So far he’s on a good pace.
The Stanford-educated 6-foot-5 NBA forward, who once left professional
basketball to pursue business interests and make a better living for his
family, Yardley has seen life’s glamorous side, as well as its school of
hard knocks and most difficult times.
Since last year, Yardley, the Naismith Basketball Hall of Famer from
Newport Harbor High (circa 1946), has defeated prostate cancer, and,
today, acts as if nobody was guarding him in the lane.
Nicknamed “the Bird” in his playing career, mostly with the Pistons,
Fort Wayne, Ind., and Detroit, Yardley is back on the courts once a week
at Palisades Tennis Club and playing golf regularly, while working about
“50 hours a week.”
A doting grandfather, Yardley, who lost his longtime wife, Diana, in
January 1999, was diagnosed with prostate cancer in the spring of 2000.
But after surgery and 30 days of radiation, Yardley was on his way to
recovery.
“My life is no different (than prior to surgery),” said Yardley, who
lends his name to various Newport Harbor athletic fund-raisers, such as
this summer’s boys basketball tournament and a golf tournament in June.
Yardley, who also sends out 10 signed basketballs to charity each
month, has owned and operated the George Yardley Co. in Fountain Valley
for several years. Three of his four children, Robert, Marilyn and Anne,
as well as son-in-law Tim Nagle, work for him. Yardley’s other son,
Richard, who used to work for him, “went off on his own” earlier this
year.
“I like what I do,” said Yardley, who earned a master’s degree at
Stanford, and, later, went out to prove he could make more money off the
basketball court than on it.
“I’m very fortunate to be able to go into something. I might not have
as much money as the guys nowadays (in the NBA), but most players after
they retire have nothing to capture their interest.”
Yardley always worked summer jobs during his seven-year NBA career,
which included the 1957-58 campaign, when he became the first NBA player
to score 2,000 points in a season, finishing with 2,001.
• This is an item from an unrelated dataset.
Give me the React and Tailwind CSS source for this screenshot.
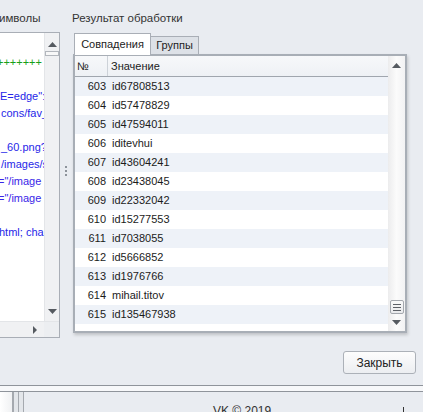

One week after Yardley lost his wife, his daughter, Anne, and her two
boys, Kyle, 12, and Cody, 8, moved in with their father after a divorce.
“It’s been a godsend,” Yardley said of living with his daughter and
grandsons. “Kyle was just in a basketball tournament at the (Harbor Area)
Boys Club and was Player of the Tournament, so it’s been kind fun to
watch that. He’s doing very well. They won the championship the other
night ... he’s a big boy (5-foot-7) for his age. He’s very coordinated
and I’m very proud of him.”
Yardley still belongs to Big Canyon Country Club, where he and his
wife would golf on Sundays. These days, Yardley can be spotted mostly at
Talega Golf Club in San Clemente.
Nothing, of course, will ever fill the void left by Diana.
“We had 45 years without a fight,” he said. “We had a great
relationship. I could not have been better. We both avoided conflict like
the plague, so (the relationship) was good.”
Inducted into the Basketball Hall of Fame in 1996, Yardley averaged
27.8 points per game, a staggering figure at the time, for the 1957-58
Detroit Pistons.
Yardley, who grew up in the “back alleys of Balboa Island,” patterned
his game after former USC and Santa Ana Army Base standout Jack Hupp.
After the Pistons drafted Yardley No. 1 in 1950, he didn’t join them
until three years later. The NBA, at that time, was something less than
the multimillion-dollar entity of today, so Yardley decided to play for
the San Francisco Stewart Chevrolets, who won a national AAU
championship.
Yardley, who finally signed a contract with the Pistons for $9,500
(more than double the NBA average), also played for Syracuse and was a
six-time NBA All-Star. In his career, he averaged 19.2 ppg.